**Stated task**
Scan the entries below and report only how many lines contain "page".
- - -
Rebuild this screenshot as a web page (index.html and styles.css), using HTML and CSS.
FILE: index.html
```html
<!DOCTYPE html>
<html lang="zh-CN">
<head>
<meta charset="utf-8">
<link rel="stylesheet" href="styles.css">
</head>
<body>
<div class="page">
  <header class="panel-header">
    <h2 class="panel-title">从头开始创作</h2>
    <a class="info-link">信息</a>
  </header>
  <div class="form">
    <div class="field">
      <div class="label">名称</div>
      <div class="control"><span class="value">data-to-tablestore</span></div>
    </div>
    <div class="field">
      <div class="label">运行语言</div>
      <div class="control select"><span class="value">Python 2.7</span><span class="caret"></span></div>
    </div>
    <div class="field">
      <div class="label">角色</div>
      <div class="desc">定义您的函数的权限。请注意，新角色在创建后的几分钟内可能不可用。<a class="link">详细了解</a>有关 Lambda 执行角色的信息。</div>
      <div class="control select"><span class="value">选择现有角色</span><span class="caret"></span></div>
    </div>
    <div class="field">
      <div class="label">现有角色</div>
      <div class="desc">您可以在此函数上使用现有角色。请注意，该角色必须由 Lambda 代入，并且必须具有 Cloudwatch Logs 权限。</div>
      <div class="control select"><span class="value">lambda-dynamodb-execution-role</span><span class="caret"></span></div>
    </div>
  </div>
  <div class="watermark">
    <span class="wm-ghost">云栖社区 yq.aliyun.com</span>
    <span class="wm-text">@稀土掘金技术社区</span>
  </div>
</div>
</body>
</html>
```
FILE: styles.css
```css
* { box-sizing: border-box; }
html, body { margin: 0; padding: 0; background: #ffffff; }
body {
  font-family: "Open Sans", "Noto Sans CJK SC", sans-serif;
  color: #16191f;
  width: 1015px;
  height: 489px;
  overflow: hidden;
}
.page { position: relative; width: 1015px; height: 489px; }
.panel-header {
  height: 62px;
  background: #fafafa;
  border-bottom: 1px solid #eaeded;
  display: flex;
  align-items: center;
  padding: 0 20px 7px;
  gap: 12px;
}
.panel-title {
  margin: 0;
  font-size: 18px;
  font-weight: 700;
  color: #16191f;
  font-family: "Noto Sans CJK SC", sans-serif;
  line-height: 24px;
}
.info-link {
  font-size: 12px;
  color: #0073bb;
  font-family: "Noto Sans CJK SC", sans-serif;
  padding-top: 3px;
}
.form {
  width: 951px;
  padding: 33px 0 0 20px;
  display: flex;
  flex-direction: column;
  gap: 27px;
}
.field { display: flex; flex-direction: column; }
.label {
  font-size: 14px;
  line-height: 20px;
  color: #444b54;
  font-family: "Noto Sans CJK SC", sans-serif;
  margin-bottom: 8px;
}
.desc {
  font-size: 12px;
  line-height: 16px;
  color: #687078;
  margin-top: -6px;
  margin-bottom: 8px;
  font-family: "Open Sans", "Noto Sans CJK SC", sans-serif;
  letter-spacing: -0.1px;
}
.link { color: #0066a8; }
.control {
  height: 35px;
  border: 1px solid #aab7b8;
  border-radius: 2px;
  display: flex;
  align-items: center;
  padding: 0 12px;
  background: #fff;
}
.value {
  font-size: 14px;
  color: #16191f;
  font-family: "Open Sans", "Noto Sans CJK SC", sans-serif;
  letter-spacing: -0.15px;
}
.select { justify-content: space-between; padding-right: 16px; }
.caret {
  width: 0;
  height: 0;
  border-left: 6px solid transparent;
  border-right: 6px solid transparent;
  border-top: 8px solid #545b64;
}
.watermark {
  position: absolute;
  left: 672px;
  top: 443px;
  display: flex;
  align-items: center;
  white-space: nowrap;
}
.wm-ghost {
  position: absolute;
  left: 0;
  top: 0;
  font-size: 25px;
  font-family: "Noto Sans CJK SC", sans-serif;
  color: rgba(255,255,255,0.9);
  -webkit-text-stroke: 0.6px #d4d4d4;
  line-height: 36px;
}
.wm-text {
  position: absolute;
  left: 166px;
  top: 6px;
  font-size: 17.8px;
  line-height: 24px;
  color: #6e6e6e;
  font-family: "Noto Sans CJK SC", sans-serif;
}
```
- - -
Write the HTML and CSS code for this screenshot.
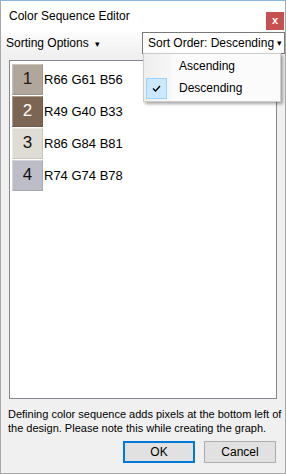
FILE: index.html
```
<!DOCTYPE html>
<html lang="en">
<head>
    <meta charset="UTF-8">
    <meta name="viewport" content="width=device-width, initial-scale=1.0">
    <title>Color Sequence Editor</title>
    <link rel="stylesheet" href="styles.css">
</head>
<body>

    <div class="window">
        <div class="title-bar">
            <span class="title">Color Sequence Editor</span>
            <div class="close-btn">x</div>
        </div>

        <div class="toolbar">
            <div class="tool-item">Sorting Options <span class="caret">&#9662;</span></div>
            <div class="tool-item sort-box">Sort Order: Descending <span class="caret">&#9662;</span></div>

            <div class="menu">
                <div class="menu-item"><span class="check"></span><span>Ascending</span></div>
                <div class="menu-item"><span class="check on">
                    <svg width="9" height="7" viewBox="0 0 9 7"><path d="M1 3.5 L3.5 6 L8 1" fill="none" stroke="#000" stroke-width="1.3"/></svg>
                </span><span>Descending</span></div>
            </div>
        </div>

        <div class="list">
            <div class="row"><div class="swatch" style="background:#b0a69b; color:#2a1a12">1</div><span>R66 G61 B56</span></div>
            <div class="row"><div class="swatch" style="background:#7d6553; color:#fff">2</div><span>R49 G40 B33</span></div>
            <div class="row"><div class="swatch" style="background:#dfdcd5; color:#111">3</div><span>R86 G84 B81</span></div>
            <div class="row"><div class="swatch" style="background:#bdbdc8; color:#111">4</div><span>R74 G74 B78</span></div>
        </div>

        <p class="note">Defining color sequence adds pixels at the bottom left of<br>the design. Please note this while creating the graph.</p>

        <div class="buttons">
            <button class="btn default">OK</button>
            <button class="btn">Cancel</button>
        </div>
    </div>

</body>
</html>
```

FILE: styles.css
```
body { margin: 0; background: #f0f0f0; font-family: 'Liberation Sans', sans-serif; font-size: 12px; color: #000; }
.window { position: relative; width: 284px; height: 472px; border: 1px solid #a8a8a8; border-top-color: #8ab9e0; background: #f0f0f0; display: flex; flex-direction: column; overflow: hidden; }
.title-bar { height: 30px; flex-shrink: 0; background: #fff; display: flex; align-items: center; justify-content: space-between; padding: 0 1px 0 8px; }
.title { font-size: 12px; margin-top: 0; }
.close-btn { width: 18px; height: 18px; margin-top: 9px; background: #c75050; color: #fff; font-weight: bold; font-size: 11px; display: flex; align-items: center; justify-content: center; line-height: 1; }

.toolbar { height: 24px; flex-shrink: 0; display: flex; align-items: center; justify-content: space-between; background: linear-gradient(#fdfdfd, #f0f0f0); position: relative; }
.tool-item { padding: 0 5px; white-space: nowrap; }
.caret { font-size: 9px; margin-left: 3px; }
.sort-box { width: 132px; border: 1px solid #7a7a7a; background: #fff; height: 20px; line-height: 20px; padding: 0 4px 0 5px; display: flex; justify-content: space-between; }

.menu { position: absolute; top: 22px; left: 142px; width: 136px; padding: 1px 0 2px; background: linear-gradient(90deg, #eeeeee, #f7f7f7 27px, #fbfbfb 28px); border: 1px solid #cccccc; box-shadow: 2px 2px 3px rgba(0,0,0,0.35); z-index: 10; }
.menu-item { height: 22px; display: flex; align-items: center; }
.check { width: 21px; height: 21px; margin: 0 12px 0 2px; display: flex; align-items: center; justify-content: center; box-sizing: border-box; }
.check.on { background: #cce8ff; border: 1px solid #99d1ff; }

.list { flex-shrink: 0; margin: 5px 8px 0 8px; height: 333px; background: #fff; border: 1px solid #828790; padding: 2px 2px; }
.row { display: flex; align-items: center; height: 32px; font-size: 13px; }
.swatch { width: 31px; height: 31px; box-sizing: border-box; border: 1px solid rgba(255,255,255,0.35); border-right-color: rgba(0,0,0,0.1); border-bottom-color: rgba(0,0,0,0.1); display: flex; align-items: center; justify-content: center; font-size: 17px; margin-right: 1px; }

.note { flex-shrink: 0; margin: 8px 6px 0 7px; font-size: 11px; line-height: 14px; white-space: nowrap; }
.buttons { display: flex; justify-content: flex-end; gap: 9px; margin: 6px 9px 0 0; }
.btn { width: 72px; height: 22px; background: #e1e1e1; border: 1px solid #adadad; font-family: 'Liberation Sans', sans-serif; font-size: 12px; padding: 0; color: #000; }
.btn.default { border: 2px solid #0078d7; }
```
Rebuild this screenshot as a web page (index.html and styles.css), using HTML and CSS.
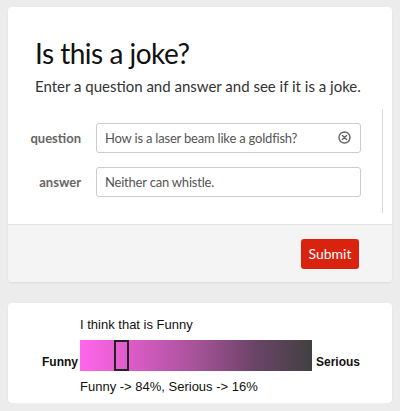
- - -
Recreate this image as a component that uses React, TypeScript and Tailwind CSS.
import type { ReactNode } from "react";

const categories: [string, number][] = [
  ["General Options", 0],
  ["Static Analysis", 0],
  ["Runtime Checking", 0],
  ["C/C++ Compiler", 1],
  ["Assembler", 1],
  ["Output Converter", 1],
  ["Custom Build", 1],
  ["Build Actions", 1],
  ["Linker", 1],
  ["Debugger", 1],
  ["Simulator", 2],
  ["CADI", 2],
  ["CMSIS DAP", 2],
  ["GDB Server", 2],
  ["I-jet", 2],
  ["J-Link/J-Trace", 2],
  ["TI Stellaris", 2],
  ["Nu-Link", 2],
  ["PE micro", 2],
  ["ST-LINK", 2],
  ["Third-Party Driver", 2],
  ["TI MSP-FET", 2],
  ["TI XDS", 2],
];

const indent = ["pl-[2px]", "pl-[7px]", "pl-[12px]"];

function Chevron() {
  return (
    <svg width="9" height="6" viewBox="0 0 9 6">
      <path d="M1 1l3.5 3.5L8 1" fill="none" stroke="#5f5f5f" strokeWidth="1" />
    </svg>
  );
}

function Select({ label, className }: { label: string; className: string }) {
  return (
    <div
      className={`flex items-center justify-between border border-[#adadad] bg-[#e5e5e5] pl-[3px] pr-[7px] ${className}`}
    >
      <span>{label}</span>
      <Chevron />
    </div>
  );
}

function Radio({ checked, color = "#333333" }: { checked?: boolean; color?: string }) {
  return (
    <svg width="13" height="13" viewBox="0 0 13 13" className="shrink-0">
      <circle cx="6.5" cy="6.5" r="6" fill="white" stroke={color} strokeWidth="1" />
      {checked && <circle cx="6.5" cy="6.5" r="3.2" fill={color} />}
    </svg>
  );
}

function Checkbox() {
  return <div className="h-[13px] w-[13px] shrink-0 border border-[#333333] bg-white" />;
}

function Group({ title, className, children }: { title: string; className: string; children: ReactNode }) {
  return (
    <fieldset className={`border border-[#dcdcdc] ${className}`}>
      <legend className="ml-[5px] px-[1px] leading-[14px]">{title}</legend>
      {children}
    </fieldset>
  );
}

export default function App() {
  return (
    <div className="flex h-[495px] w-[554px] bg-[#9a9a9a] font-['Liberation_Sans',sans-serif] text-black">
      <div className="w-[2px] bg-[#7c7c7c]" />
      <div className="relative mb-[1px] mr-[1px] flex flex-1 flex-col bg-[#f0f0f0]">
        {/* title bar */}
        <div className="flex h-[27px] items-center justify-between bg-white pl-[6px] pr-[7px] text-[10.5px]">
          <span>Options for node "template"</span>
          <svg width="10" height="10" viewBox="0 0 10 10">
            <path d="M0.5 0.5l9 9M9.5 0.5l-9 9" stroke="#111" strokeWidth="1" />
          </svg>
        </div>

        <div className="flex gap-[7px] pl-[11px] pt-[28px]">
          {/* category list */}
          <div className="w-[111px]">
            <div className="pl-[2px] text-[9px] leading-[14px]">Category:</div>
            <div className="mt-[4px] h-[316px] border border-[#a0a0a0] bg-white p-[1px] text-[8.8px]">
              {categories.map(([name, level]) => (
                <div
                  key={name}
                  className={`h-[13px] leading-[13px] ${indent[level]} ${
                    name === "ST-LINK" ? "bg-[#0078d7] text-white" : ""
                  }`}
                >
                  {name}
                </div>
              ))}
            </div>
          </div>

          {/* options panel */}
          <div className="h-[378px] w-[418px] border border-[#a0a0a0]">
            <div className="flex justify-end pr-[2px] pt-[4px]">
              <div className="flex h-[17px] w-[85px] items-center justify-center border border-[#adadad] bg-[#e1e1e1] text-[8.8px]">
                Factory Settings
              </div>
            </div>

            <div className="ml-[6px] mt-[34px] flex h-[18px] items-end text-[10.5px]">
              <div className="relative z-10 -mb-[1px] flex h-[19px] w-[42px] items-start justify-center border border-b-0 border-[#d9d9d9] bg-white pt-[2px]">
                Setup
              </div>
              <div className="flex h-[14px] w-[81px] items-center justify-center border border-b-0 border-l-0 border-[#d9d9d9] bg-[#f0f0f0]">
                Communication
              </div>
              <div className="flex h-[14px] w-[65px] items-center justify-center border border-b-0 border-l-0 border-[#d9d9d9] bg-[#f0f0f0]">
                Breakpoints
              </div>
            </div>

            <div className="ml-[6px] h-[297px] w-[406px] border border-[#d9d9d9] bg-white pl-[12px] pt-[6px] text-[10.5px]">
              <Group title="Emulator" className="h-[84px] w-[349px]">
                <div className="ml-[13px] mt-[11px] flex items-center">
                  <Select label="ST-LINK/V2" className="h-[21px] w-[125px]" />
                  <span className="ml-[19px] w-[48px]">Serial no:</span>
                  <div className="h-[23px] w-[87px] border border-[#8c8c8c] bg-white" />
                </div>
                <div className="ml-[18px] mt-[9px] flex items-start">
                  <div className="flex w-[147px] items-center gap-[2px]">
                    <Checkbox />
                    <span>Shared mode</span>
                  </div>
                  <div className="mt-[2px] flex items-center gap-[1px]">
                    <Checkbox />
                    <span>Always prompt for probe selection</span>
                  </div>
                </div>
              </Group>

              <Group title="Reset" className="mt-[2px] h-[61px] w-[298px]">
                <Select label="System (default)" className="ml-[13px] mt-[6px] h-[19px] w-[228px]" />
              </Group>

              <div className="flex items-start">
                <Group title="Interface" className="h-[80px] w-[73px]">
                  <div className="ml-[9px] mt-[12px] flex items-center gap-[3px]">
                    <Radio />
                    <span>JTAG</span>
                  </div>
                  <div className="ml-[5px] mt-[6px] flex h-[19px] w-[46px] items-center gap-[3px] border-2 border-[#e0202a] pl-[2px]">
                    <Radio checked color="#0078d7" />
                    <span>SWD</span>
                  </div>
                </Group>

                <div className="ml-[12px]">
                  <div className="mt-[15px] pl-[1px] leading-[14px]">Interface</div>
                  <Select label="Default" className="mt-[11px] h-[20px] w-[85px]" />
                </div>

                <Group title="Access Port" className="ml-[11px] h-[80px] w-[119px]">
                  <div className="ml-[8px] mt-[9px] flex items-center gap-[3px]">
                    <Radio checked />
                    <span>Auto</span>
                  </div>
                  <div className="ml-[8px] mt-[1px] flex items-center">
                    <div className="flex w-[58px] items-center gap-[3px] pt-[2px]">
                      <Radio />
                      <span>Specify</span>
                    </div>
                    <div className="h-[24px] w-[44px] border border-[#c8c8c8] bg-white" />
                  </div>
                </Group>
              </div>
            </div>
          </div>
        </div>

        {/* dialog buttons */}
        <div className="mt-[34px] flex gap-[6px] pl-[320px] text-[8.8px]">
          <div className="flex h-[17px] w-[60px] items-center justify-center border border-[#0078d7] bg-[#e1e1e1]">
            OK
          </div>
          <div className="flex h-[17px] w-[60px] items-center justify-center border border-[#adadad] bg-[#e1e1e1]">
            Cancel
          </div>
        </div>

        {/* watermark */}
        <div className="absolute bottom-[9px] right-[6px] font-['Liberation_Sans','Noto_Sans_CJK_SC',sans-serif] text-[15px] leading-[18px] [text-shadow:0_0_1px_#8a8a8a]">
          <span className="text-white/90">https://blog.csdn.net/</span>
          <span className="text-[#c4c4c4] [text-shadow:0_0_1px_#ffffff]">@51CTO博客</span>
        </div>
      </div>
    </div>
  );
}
- - -
**Exercise response**
4